What residents get out of beach access is “completely undervalued,” said Setha Low, a psychology and anthropology professor at the City University of New York who is editing a new book about environmental injustice at beaches.

“I don’t think that there is any public space that brings as much joy and pleasure and a sense of belonging as beaches,” said Low. “We need to be looking to our states and our cities and the federal government to try to get us more beach access.”

While officials duke it out over access, some organizations on the ground are doing what they can to give residents the benefits beaches can provide.

One grassroots project is helping dozens of neurodivergent and medically fragile youth in the state access two state-owned beaches on the weekends. The state awarded a $10,000 grant to the project run by a Rhode Island–based nonprofit called Gnome Surf.

Lynn Beach Follow
Lynn teenagers Alex Gomez, left, and Cole Kiiza, right, put finishing touches on a skiff they helped build with local boatbuilder Bob McCarty, center, as part of Kayak and Sail Lynn on May 4, 2024.
Christopher Burrell GBH News

Another project, Kayak and Sail Lynn, teaches local high schoolers to build boats and paddle kayaks. Run by a teacher at Lynn English High School, the program connects teenagers with a local coastline many have hardly touched.

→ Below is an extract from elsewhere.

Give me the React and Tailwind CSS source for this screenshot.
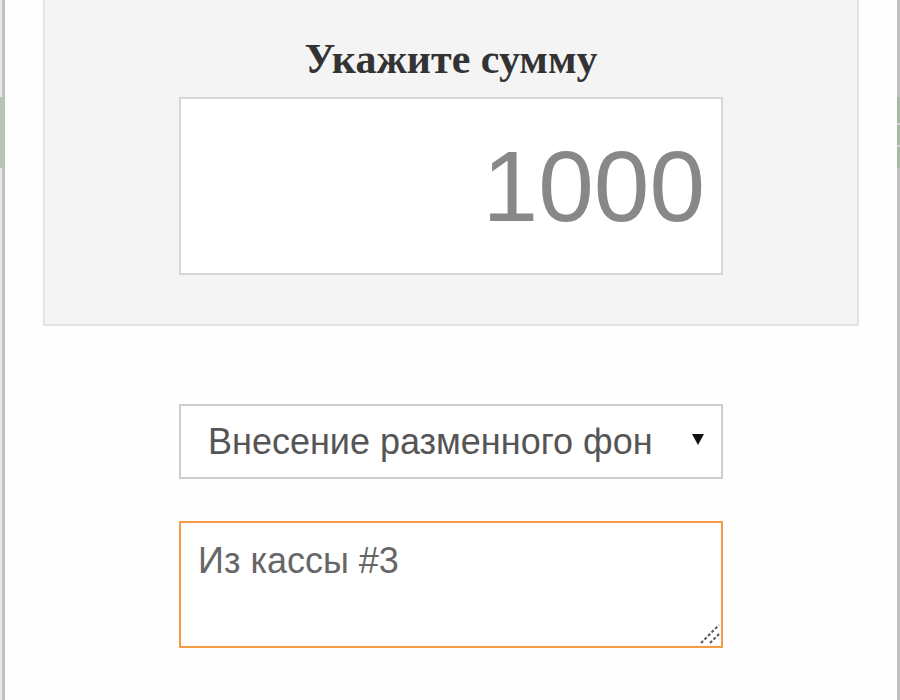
import { useState } from "react";

function EdgeLeft() {
  return (
    <div className="flex w-[5px] shrink-0 flex-col">
      <div className="h-[97px] border-r-[3px] border-[#c2c2c2] bg-[#e9e9e9]" />
      <div className="h-[71px] bg-[#b6c6b2]" />
      <div className="flex-1 border-r-[3px] border-[#c2c2c2] bg-[#e9e9e9]" />
    </div>
  );
}

function EdgeRight() {
  return (
    <div className="flex w-[3px] shrink-0 flex-col">
      <div className="h-[97px] bg-[#c0c0c0]" />
      <div className="h-[26px] bg-[#a9b8a6]" />
      <div className="h-[2px] bg-[#d4d4d4]" />
      <div className="h-[20px] bg-[#a9b8a6]" />
      <div className="h-[2px] bg-[#d4d4d4]" />
      <div className="h-[21px] bg-[#a9b8a6]" />
      <div className="flex-1 bg-[#c0c0c0]" />
    </div>
  );
}

export default function App() {
  const [amount, setAmount] = useState("1000");
  const [type, setType] = useState("change");
  const [comment, setComment] = useState("Из кассы #3");

  return (
    <div className="flex min-h-[700px] bg-[#fefefe] font-['Liberation_Sans',Arial,sans-serif]">
      <EdgeLeft />

      <main className="flex flex-1 flex-col items-center px-[38px]">
        {/* amount block */}
        <section className="flex w-full flex-col items-center border-2 border-t-0 border-[#e3e3e3] bg-[#f4f4f4] pb-[49px]">
          <h2 className="pt-[35px] pb-[14px] font-['Liberation_Serif','Times_New_Roman',serif] text-[42px] font-bold leading-[48px] text-[#333]">
            Укажите сумму
          </h2>
          <input
            value={amount}
            onChange={(e) => setAmount(e.target.value)}
            className="h-[178px] w-[544px] border-2 border-[#d6d6d6] bg-white pr-4 text-right text-[100px] text-[#888] outline-none"
          />
        </section>

        <div className="relative mt-[78px] w-[544px]">
          <select
            value={type}
            onChange={(e) => setType(e.target.value)}
            className="h-[75px] w-full appearance-none border-2 border-[#cdcdcd] bg-white pl-[27px] pr-[70px] text-[36px] text-[#555] outline-none"
          >
            <option value="change">Внесение разменного фонда</option>
            <option value="cash">Инкассация</option>
          </select>
          <svg
            className="pointer-events-none absolute right-[19px] top-[30px]"
            width="12"
            height="11"
            viewBox="0 0 12 11"
          >
            <polygon points="0,0 12,0 6,11" fill="#111" />
          </svg>
        </div>

        <div className="relative mt-[42px] w-[544px]">
          <textarea
            value={comment}
            onChange={(e) => setComment(e.target.value)}
            className="block h-[127px] w-full resize-none border-2 border-[#f59b43] bg-white px-[17px] pt-[11px] text-[36px] text-[#666] outline-none"
          />
          {/* resize grip */}
          <svg
            className="pointer-events-none absolute bottom-[4px] right-[3px]"
            width="20"
            height="20"
            viewBox="0 0 20 20"
          >
            <line x1="1" y1="19" x2="19" y2="1" stroke="#555" strokeWidth="2" strokeDasharray="3 2" />
            <line x1="10" y1="19" x2="19" y2="10" stroke="#555" strokeWidth="2" strokeDasharray="3 2" />
          </svg>
        </div>
      </main>

      <EdgeRight />
    </div>
  );
}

Cole Kiiza, a 17-year-old junior at the high school, said that before joining this club last year, he rarely went to the beach.

“I’ve been to the beach maybe twice, but we had to drive all the way to Rockport and Gloucester, and it’s really far away,” he said. “After this, I got on the water a lot. We had multiple kayak expeditions. I got to take a dip in the water after we landed on Point of Pines. Peaceful, serene. It was honestly so beautiful.”